Estuve enfermo. Así de taxativo lo dijo, mientras todos alrededor se miraban unos a otros sin saber qué decir. Pero luego redondeó todavía más una extraña lista de cosas que a todas luces resultaban incomprensibles. Era una retahíla de desgracias encadenadas unas con otras como quien relata sus desventuras en una película de miedo. Estuve enfermo. Esta era la realidad. Y ¿de qué enfermedad? Entonces él dijo: de todas. Porque toda dolencia que sufra cualquier persona me duele a mí también. La mirada de aquellos contertulios albergaba su pregunta secreta que nadie se atrevía a formular. Todos quedaron en vilo ante lo que no sabían por dónde podría llegar ni en qué consistiría.
Esta escena sucedía en un rincón de aquella Palestina lejana hace ya más de veinte siglos, cuando Jesús espetó sin anestesia a sus amigos los principios de su divina solidaridad. Por ese motivo comenzaba esta provocación con una amable expresión que captaba la atención más llena de benevolencia: venid a mí, benditos de mi Padre… porque estuve enfermo con todas las penurias que te dejan molido el cuerpo con el miedo que atenaza, y tuve hambre y sed de tantas cosas necesarias, me encarcelaron sin derechos pisando mi libertad, me expulsaron de mi tierra condenándome a ser un paria si patria como extranjero errante, me despojaron de mis ropas hasta desnudar mi dignidad…
Era necesaria una aclaración urgente. Pero no encontraron otra explicación que la de un Maestro cercano hasta el extremo de toda situación de riesgo que pone a prueba nuestra esperanza. Él mostraba con los hechos que con nuestras lágrimas hacía su propio llanto, y con nuestras alegrías dibujaba en su rostro la mejor de las sonrisas. Suyos nuestros pesares pesarosos, suyo nuestro brindis de fiesta.

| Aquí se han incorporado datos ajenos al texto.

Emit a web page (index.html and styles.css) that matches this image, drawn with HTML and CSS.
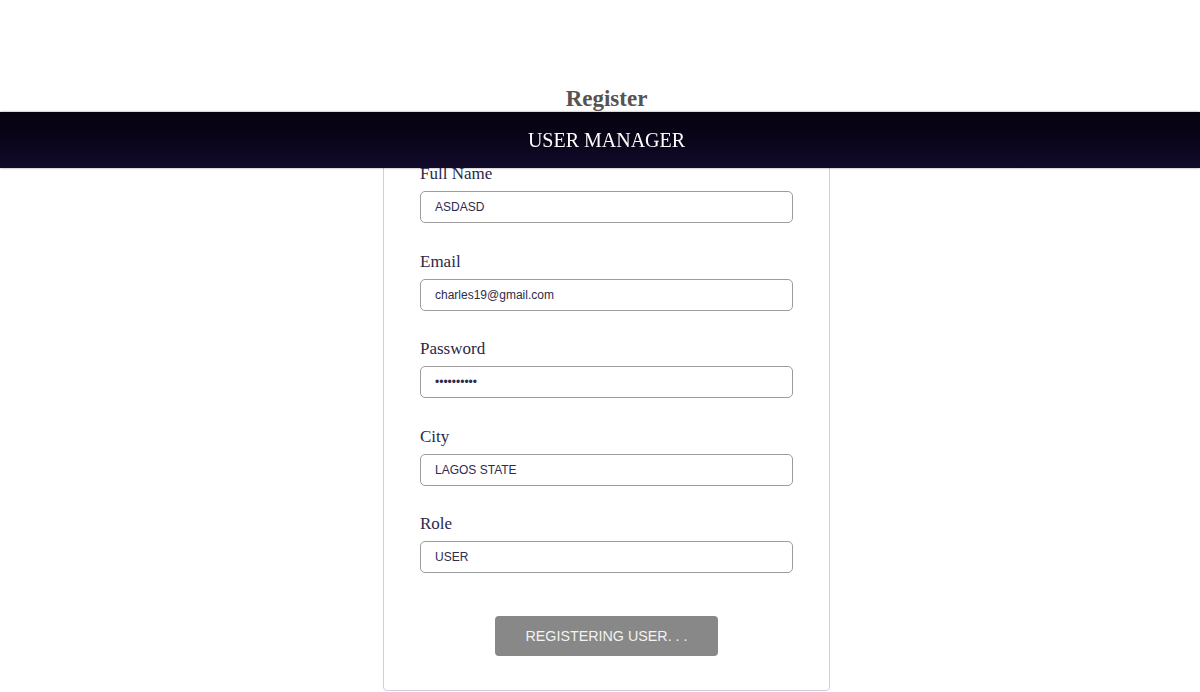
FILE: index.html
```html
<!DOCTYPE html>
<html lang="en">
<head>
<meta charset="utf-8">
<title>User Manager - Register</title>
<link rel="stylesheet" href="styles.css">
</head>
<body>
<header class="topbar">
  <div class="topbar-title">USER MANAGER</div>
</header>
<main class="page">
  <h2 class="page-title">Register</h2>
  <form class="card">
    <div class="field">
      <label class="field-label" for="name">Full Name</label>
      <input class="field-input" id="name" type="text" value="ASDASD">
    </div>
    <div class="field">
      <label class="field-label" for="email">Email</label>
      <input class="field-input" id="email" type="text" value="charles19@gmail.com">
    </div>
    <div class="field">
      <label class="field-label" for="password">Password</label>
      <input class="field-input" id="password" type="password" value="abcdefghij">
    </div>
    <div class="field">
      <label class="field-label" for="city">City</label>
      <input class="field-input" id="city" type="text" value="LAGOS STATE">
    </div>
    <div class="field">
      <label class="field-label" for="role">Role</label>
      <input class="field-input" id="role" type="text" value="USER">
    </div>
    <div class="actions">
      <button class="submit-btn" type="button">REGISTERING USER. . .</button>
    </div>
  </form>
</main>
</body>
</html>
```
FILE: styles.css
```css
html, body {
  margin: 0;
  padding: 0;
  background: #ffffff;
}

body {
  font-family: "Liberation Serif", "Times New Roman", serif;
  overflow: hidden;
}

.topbar {
  position: fixed;
  top: 112px;
  left: 0;
  right: 0;
  height: 56px;
  background: linear-gradient(180deg, #050210 0%, #0a0519 50%, #120a2c 100%);
  box-shadow: 0 0 2px rgba(0, 0, 0, 0.45);
  display: flex;
  align-items: center;
  justify-content: center;
  padding-left: 13px;
  z-index: 10;
}

.topbar-title {
  color: #ffffff;
  font-size: 20px;
  letter-spacing: 0;
}

.page {
  display: flex;
  flex-direction: column;
  align-items: center;
  padding-top: 85px;
  padding-left: 13px;
}

.page-title {
  margin: 0;
  font-size: 23px;
  line-height: 28px;
  font-weight: bold;
  color: #575350;
}

.card {
  margin-top: 20px;
  width: 447px;
  box-sizing: border-box;
  border: 1px solid #cfcde3;
  border-radius: 4px;
  padding: 30px 36px 34px;
  display: flex;
  flex-direction: column;
}

.field {
  display: flex;
  flex-direction: column;
  gap: 7px;
  margin-bottom: 28.5px;
}

.field-label {
  font-size: 17px;
  line-height: 20px;
  color: #2a2848;
}

.field-input {
  height: 32px;
  box-sizing: border-box;
  border: 1px solid #9c9c9c;
  border-radius: 5px;
  padding: 0 14px;
  font-family: "Liberation Sans", Arial, sans-serif;
  font-size: 12px;
  color: #2e2b4e;
  background: #ffffff;
  outline: none;
}

.actions {
  display: flex;
  justify-content: center;
  padding-top: 14px;
}

.submit-btn {
  width: 223px;
  height: 40px;
  border: none;
  border-radius: 4px;
  background: #888888;
  color: #f2f2f2;
  font-family: "Liberation Sans", Arial, sans-serif;
  font-size: 14.3px;
  cursor: default;
}
```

Hace unos días celebrábamos el día del enfermo. Una realidad por la que antes o después todos pasamos, cuya circunstancia aligera siempre nuestro abultado equipaje para recordarnos cuáles son las cosas que verdaderamente valen la pena y que a menudo son eclipsadas o ninguneadas por lo banal, lo frívolo y lo mediocre. Hasta que el médico nos lee el inesperado diagnóstico que nos afecta de lleno o que irrumpe en quien queremos de veras. ¡Cuántas cosas se nos pasan entonces por la cabeza mientras un dedo invisible nos apunta recriminándonos el tiempo perdido, las oportunidades malogradas, los abrazos no dados, los perdones que todavía siguen en las trincheras de nuestras batallas!
La enfermedad no es una maldición, sino una ocasión única para aprender de golpe lo que en una vida plácida quizás jamás hemos escuchado su mensaje, su susurro, su grito. El gran escritor inglés Clive Staples Lewis, autor de las célebres Crónicas de Narnia al que tanto influyeron Chesterton y Tolkien, decía que “Dios nos susurra en nuestros placeres, nos habla en nuestra conciencia, pero grita en nuestro dolor; el dolor es su megáfono para despertar a un mundo sordo”. Podemos situarnos ante esta realidad desde la rebeldía blasfema o desde la desesperación angustiada, pero cabe también mirarla de otra manera siendo llevados en la carne propia o en la de un ser especialmente querido, a una síntesis de la vida, retomando cosas, sentimientos, recuerdos y sueños que únicamente valen la pena. Sabemos que somos mortales, pero no siempre gestionamos sabiamente nuestros años. La “hermana enfermedad” tiene esa cualidad purificadora de adherencias espurias, simplificadora de la hojarasca inútil, para asomarnos con gratitud por tanto y por tantos, pidiendo perdón a tantos y por tanto, dejando que en esa página en blanco se recomience o se estrene el relato que se nos confió, ese que Dios quiere escribir conmigo, con nuestros renglones torcidos o algún borrón inesperado. El punto final no lo ponemos nosotros, sino que nos adentra en el eterno cielo. Bendito megáfono que nos despierta y reconcilia con lo más hermoso que Dios ha puesto en nuestra entraña y nuestras manos.